Many students study at times that are convenient or conventional — after school in the afternoon, late at night before bed — without ever checking whether those times align with their actual cognitive performance peaks. The first step in finding your personal best time to study is identifying your chronotype honestly, and then building your study schedule around your genuine performance windows rather than around social convention or habit.

How to Identify Your Chronotype

The simplest way to identify your chronotype is through self-observation over two to three weeks. On days when you have no fixed schedule obligations — weekends or holidays — note what time you naturally wake up without an alarm, and note when during the day you feel most mentally sharp and energetic. If you naturally wake between 5am and 7am and feel your best before noon, you lean morning type. If you naturally wake between 8am and 10am and feel sharpest in the afternoon and evening, you lean evening type. If you are somewhere in the middle, you are likely an intermediate type.

The Munich Chronotype Questionnaire (MCTQ) and the Morningness-Eveningness Questionnaire (MEQ) are standardised tools for identifying chronotype more precisely — both are freely available online and take about five minutes to complete.
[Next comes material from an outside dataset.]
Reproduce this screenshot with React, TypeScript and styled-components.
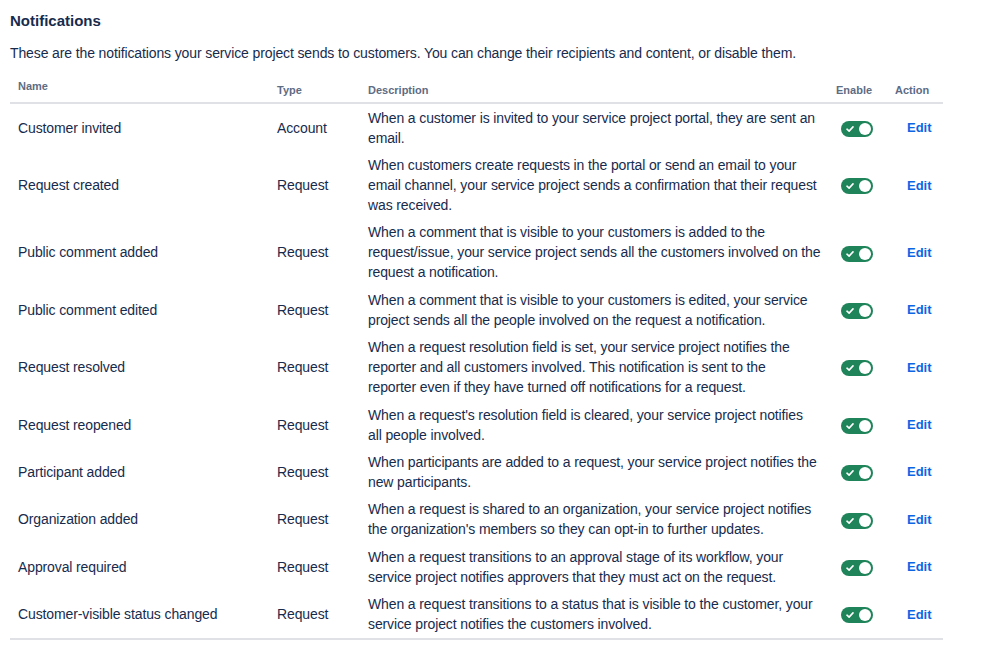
import styled, { createGlobalStyle } from "styled-components";

const GlobalStyle = createGlobalStyle`
    body {
        margin: 0;
        background: #ffffff;
        font-family: "Liberation Sans", Arial, sans-serif;
        color: #172b4d;
    }
`;

const Page = styled.div`
    padding: 11px 10px 0 10px;
    width: 933px;
`;

const Title = styled.h2`
    margin: 0;
    font-size: 15px;
    line-height: 20px;
    font-weight: 700;
    color: #172b4d;
`;

const Intro = styled.p`
    margin: 12px 0 0 0;
    font-size: 14px;
    line-height: 20px;
    letter-spacing: -0.12px;
    color: #172b4d;
`;

const Table = styled.table`
    margin-top: 8px;
    width: 933px;
    border-collapse: collapse;
    table-layout: fixed;
    border-bottom: 2px solid #dfe1e6;
`;

const HeadRow = styled.tr`
    border-bottom: 2px solid #dfe1e6;
`;

const HeadCell = styled.th<{ raised?: boolean }>`
    text-align: left;
    vertical-align: bottom;
    padding: 7px 8px ${(p) => (p.raised ? "8px" : "4px")} 8px;
    font-size: 11px;
    line-height: 16px;
    font-weight: 700;
    color: #5e6c84;
`;

const Cell = styled.td<{ center?: boolean; indent?: number }>`
    vertical-align: middle;
    padding: 3.7px ${(p) => (p.center ? "10px" : "6px")} 3.7px ${(p) => (p.indent ? `${p.indent}px` : "8px")};
    font-size: 14px;
    line-height: 20px;
    letter-spacing: -0.12px;
    color: #172b4d;
    text-align: ${(p) => (p.center ? "center" : "left")};
`;

const Line = styled.span`
    display: block;
    white-space: nowrap;
`;

const Toggle = styled.span<{ on: boolean }>`
    display: inline-flex;
    align-items: center;
    justify-content: space-between;
    box-sizing: border-box;
    width: 32px;
    height: 16px;
    padding: 0 2px 0 5px;
    border-radius: 8px;
    background: ${(p) => (p.on ? "#1f845a" : "#8590a2")};
    vertical-align: middle;
`;

const Knob = styled.span`
    width: 12px;
    height: 12px;
    border-radius: 50%;
    background: #ffffff;
`;

const EditLink = styled.a`
    font-size: 13px;
    font-weight: 700;
    letter-spacing: 0;
    color: #0c66e4;
    text-decoration: none;
    cursor: pointer;
`;

type Notification = {
    name: string;
    type: string;
    description: string[];
};

const notifications: Notification[] = [
    {
        name: "Customer invited",
        type: "Account",
        description: ["When a customer is invited to your service project portal, they are sent an", "email."],
    },
    {
        name: "Request created",
        type: "Request",
        description: [
            "When customers create requests in the portal or send an email to your",
            "email channel, your service project sends a confirmation that their request",
            "was received.",
        ],
    },
    {
        name: "Public comment added",
        type: "Request",
        description: [
            "When a comment that is visible to your customers is added to the",
            "request/issue, your service project sends all the customers involved on the",
            "request a notification.",
        ],
    },
    {
        name: "Public comment edited",
        type: "Request",
        description: [
            "When a comment that is visible to your customers is edited, your service",
            "project sends all the people involved on the request a notification.",
        ],
    },
    {
        name: "Request resolved",
        type: "Request",
        description: [
            "When a request resolution field is set, your service project notifies the",
            "reporter and all customers involved. This notification is sent to the",
            "reporter even if they have turned off notifications for a request.",
        ],
    },
    {
        name: "Request reopened",
        type: "Request",
        description: [
            "When a request's resolution field is cleared, your service project notifies",
            "all people involved.",
        ],
    },
    {
        name: "Participant added",
        type: "Request",
        description: [
            "When participants are added to a request, your service project notifies the",
            "new participants.",
        ],
    },
    {
        name: "Organization added",
        type: "Request",
        description: [
            "When a request is shared to an organization, your service project notifies",
            "the organization's members so they can opt-in to further updates.",
        ],
    },
    {
        name: "Approval required",
        type: "Request",
        description: [
            "When a request transitions to an approval stage of its workflow, your",
            "service project notifies approvers that they must act on the request.",
        ],
    },
    {
        name: "Customer-visible status changed",
        type: "Request",
        description: [
            "When a request transitions to a status that is visible to the customer, your",
            "service project notifies the customers involved.",
        ],
    },
];

const CheckIcon = () => (
    <svg width="8" height="8" viewBox="0 0 8 8" fill="none">
        <path d="M1 4.2 L3.1 6.1 L7 1.9" stroke="#ffffff" strokeWidth="1.6" strokeLinecap="round" strokeLinejoin="round" />
    </svg>
);

const App = () => {
    return (
        <Page>
            <GlobalStyle />
            <Title>Notifications</Title>
            <Intro>
                These are the notifications your service project sends to customers. You can change their recipients and
                content, or disable them.
            </Intro>
            <Table>
                <colgroup>
                    <col style={{ width: 259 }} />
                    <col style={{ width: 91 }} />
                    <col style={{ width: 468 }} />
                    <col style={{ width: 59 }} />
                    <col style={{ width: 56 }} />
                </colgroup>
                <thead>
                    <HeadRow>
                        <HeadCell raised>Name</HeadCell>
                        <HeadCell>Type</HeadCell>
                        <HeadCell>Description</HeadCell>
                        <HeadCell>Enable</HeadCell>
                        <HeadCell>Action</HeadCell>
                    </HeadRow>
                </thead>
                <tbody>
                    {notifications.map((n) => (
                        <tr key={n.name}>
                            <Cell>{n.name}</Cell>
                            <Cell>{n.type}</Cell>
                            <Cell>
                                {n.description.map((line) => (
                                    <Line key={line}>{line}</Line>
                                ))}
                            </Cell>
                            <Cell center>
                                <Toggle on={true}>
                                    <CheckIcon />
                                    <Knob />
                                </Toggle>
                            </Cell>
                            <Cell indent={20}>
                                <EditLink>Edit</EditLink>
                            </Cell>
                        </tr>
                    ))}
                </tbody>
            </Table>
        </Page>
    );
};

export default App;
What Research Says About Brain Performance Windows During the Day

The Morning Performance Peak

For the majority of people — particularly intermediate and morning chronotypes — the late morning represents the first and often strongest daily peak in cognitive performance. Between roughly 9am and 12pm, body temperature is rising, cortisol levels (which promote alertness and focused attention) are at their daily high, and the prefrontal cortex — responsible for analytical thinking, working memory, and sustained concentration — is at peak efficiency.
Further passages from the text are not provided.